REQUIRED WORK: Pick out all lines of the entries that include the word "with" and copy them.

ENTRIES:
— start —

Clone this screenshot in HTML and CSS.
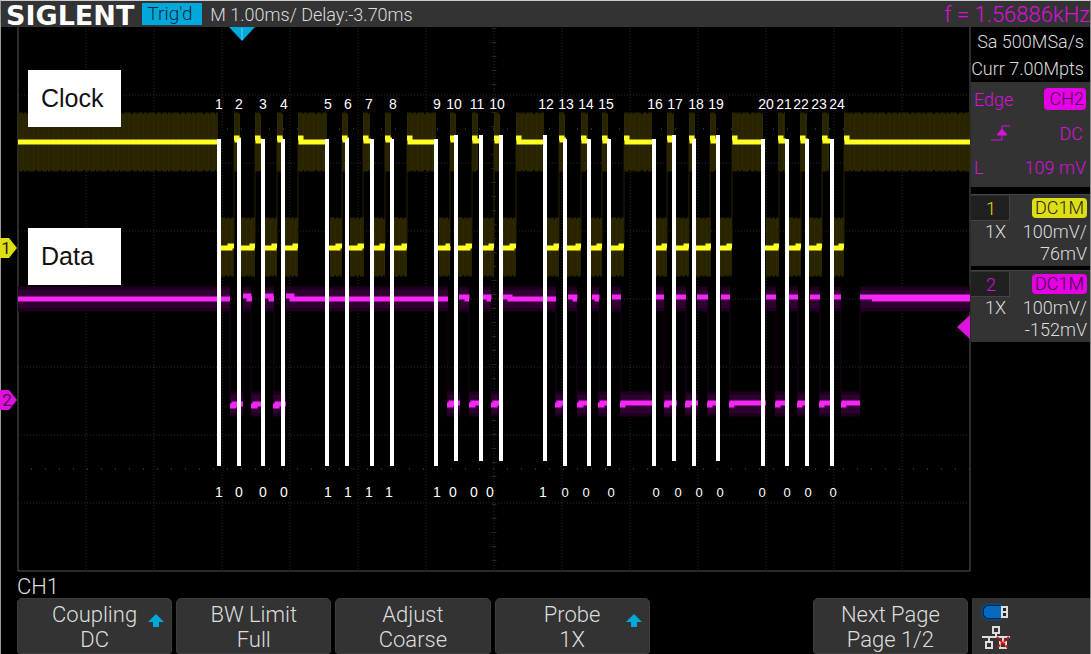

— end —
— start —

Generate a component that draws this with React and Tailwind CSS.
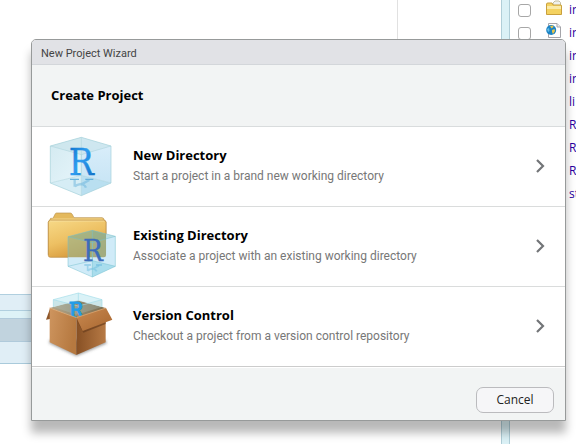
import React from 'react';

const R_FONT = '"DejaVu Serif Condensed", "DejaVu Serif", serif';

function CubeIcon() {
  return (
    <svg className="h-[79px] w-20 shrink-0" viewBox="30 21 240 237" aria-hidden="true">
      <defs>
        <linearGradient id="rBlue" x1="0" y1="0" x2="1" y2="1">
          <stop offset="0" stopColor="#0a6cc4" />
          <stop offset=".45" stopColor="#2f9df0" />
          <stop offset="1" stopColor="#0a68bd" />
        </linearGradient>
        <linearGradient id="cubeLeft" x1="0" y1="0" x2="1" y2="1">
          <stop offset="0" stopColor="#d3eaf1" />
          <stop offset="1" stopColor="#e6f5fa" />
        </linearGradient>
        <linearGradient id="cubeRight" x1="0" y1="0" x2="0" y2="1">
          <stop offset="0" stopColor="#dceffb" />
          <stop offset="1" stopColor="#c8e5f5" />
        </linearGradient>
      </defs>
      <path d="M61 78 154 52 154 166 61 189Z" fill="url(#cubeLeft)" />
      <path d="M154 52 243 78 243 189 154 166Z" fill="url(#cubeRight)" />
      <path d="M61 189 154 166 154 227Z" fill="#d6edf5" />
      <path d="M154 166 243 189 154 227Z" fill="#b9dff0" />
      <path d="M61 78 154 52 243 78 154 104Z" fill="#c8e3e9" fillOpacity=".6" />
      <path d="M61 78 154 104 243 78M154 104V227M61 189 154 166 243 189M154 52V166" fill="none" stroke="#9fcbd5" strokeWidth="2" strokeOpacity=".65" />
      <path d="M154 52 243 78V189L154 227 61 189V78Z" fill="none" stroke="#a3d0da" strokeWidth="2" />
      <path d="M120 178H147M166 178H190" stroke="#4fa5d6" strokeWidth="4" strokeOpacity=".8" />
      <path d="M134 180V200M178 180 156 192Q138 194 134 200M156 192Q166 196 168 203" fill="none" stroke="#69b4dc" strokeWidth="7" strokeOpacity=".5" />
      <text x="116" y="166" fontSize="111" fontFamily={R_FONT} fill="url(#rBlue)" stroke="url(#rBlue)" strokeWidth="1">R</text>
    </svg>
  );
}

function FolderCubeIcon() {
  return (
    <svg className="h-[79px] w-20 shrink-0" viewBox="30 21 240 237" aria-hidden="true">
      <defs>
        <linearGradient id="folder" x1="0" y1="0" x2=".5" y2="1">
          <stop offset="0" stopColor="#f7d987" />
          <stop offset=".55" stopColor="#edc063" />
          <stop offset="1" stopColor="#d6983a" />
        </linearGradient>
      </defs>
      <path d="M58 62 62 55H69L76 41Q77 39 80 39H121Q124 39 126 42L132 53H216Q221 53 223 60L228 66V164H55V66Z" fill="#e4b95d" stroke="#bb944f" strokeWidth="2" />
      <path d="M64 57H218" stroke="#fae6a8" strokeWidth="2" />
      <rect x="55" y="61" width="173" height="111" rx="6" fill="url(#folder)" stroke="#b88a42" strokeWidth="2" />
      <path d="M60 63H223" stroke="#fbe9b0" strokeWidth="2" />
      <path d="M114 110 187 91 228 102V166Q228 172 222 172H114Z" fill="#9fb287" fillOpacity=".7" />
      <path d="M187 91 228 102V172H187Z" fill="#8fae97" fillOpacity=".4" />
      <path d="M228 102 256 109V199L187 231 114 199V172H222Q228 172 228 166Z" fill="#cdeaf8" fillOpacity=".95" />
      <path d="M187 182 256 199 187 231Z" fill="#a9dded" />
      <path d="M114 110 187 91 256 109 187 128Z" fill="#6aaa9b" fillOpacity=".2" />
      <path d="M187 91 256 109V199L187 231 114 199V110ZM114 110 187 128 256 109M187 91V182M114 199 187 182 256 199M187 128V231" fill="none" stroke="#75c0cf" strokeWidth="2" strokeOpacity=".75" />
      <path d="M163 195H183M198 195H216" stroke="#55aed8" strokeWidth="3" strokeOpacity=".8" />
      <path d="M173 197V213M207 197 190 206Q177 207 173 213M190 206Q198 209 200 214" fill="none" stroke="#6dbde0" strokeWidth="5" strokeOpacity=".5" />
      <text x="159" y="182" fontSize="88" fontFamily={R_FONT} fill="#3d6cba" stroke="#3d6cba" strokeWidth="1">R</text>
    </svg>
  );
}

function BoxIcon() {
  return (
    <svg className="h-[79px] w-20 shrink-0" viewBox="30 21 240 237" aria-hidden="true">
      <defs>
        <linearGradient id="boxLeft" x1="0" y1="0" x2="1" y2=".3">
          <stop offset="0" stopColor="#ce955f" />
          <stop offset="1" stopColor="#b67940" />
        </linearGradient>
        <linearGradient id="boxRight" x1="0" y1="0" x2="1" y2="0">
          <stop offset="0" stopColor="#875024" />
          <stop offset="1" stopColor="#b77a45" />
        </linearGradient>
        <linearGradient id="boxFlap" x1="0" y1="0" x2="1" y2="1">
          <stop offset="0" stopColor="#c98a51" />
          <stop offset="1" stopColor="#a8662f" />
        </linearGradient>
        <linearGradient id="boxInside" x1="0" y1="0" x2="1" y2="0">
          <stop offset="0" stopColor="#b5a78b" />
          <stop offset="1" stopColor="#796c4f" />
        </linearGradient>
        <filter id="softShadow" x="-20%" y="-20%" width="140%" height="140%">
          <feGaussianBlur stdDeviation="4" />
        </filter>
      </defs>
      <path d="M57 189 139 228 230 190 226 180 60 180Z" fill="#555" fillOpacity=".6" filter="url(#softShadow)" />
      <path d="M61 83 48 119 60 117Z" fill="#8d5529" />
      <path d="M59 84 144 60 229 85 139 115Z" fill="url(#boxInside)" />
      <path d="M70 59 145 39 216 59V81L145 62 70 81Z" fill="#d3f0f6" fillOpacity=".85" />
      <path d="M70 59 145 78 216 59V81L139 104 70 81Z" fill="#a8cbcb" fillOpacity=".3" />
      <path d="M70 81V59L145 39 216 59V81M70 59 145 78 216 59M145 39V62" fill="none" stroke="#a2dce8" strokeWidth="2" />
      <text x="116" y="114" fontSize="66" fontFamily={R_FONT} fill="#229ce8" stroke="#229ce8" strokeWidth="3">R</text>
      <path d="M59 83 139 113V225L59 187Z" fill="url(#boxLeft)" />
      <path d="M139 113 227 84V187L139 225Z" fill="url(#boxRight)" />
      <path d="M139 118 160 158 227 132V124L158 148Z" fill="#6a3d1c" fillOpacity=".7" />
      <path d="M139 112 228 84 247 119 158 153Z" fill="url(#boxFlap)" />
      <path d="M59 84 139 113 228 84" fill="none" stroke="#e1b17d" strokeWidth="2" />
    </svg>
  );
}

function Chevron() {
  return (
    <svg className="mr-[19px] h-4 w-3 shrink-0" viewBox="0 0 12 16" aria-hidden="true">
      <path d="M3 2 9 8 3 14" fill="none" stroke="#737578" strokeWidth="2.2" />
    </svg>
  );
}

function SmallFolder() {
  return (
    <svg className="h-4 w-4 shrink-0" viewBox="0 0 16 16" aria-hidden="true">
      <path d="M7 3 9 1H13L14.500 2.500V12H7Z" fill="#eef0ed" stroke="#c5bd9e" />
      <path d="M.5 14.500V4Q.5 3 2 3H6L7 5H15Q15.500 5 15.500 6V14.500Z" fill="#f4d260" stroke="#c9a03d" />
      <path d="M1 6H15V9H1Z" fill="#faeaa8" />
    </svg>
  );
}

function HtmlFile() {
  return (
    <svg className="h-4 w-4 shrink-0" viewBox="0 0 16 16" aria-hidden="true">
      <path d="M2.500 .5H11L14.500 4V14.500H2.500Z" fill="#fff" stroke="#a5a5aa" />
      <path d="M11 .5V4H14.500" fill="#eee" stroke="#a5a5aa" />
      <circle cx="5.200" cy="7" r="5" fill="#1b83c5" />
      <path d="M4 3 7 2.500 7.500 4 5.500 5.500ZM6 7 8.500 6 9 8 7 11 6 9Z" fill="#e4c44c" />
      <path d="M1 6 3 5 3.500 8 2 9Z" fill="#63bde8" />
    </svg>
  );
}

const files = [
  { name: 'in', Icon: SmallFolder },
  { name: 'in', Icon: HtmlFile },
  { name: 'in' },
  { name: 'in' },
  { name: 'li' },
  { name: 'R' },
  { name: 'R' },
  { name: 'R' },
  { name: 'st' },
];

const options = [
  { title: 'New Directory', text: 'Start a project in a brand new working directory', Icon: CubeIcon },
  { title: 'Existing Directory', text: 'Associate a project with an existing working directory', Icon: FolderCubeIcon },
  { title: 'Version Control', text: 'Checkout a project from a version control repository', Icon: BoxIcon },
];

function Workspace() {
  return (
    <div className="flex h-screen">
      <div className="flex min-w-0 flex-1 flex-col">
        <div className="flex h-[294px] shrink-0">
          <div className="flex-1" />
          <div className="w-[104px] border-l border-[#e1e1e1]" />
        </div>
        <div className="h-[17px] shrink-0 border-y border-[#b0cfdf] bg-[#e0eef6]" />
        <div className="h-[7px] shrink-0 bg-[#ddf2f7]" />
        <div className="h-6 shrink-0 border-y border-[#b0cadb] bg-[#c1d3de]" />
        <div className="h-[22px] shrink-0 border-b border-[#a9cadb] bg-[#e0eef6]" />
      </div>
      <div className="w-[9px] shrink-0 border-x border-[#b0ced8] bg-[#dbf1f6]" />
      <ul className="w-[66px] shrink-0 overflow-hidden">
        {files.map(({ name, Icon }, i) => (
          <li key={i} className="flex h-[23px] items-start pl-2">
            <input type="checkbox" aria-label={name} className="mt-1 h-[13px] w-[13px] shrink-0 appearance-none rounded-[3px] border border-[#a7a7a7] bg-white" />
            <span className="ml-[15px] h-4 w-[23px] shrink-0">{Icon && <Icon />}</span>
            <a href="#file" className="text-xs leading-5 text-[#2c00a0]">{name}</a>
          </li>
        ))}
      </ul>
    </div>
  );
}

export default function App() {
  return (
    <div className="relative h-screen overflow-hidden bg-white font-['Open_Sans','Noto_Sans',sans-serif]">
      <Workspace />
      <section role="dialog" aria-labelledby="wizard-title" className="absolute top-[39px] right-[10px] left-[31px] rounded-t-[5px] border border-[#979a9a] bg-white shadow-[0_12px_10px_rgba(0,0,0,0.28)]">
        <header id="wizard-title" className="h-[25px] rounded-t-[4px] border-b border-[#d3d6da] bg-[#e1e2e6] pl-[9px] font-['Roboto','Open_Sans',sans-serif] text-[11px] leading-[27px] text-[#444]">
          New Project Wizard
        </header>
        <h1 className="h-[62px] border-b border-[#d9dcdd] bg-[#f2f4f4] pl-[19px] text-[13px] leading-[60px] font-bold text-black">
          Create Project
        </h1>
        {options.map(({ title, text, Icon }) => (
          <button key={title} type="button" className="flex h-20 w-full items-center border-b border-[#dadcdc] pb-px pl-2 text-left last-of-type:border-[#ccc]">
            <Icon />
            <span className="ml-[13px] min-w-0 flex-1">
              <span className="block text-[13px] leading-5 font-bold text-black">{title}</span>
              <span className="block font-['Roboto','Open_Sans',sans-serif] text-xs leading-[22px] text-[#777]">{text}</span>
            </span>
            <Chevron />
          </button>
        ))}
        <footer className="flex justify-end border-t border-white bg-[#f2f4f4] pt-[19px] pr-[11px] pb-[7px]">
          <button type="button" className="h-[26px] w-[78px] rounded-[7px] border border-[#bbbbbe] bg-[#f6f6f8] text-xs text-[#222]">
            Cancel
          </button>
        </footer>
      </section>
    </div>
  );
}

— end —

WRITTEN RESPONSE:
Generate a component that draws this with React and Tailwind CSS.
  { title: 'Existing Directory', text: 'Associate a project with an existing working directory', Icon: FolderCubeIcon },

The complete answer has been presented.